Exercise description: Find how many lines in the material contain "React"; your answer should be that number alone.
· · · · · · ·
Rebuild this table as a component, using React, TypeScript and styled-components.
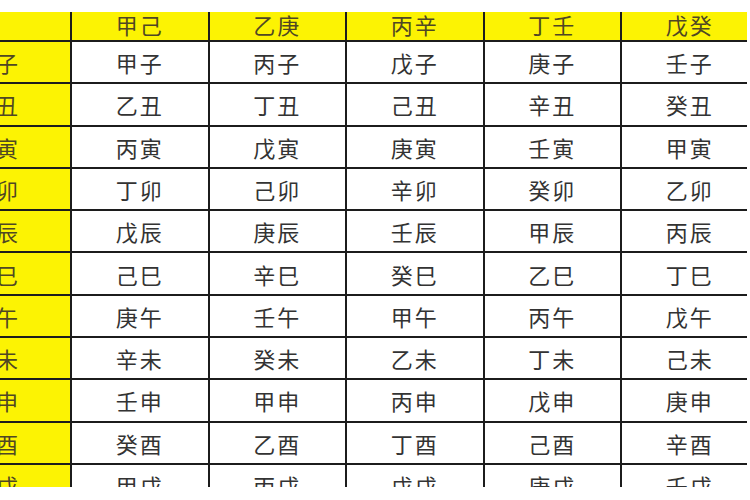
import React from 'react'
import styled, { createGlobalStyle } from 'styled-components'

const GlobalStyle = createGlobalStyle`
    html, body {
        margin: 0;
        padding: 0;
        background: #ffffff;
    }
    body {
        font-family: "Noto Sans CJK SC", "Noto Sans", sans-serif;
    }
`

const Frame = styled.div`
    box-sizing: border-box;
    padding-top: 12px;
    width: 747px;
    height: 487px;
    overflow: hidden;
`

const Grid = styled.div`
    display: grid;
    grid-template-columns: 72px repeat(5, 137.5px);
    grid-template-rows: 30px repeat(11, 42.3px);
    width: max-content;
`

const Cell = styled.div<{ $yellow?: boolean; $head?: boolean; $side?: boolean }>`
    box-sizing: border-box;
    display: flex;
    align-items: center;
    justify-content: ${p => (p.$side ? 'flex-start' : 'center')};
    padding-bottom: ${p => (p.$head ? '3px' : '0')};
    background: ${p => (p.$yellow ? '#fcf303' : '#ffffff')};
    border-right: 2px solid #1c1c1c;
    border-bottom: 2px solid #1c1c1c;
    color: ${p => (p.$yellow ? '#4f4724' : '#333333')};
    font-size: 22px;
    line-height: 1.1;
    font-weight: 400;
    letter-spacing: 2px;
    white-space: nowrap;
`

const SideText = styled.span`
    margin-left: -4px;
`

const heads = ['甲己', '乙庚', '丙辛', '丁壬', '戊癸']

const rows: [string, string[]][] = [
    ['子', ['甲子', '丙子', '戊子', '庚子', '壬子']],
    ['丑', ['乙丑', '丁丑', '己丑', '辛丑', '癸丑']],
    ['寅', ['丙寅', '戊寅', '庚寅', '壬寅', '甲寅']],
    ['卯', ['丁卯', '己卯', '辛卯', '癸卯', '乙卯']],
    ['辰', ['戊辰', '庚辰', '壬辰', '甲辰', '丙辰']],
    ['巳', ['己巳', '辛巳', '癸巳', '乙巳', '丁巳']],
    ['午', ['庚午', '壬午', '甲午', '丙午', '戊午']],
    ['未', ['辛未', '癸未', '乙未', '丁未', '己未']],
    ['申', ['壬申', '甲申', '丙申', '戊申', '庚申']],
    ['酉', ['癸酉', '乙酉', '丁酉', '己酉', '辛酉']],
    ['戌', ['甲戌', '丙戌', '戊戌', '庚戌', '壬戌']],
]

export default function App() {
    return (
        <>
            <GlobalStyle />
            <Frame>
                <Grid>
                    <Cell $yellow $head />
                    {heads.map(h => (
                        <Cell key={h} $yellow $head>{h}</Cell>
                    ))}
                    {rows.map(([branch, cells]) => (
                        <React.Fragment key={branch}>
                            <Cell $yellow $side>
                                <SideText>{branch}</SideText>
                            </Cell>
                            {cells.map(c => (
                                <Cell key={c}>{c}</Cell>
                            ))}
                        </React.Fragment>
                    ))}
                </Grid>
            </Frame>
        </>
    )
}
· · · · · · ·
Reply to the exercise: 4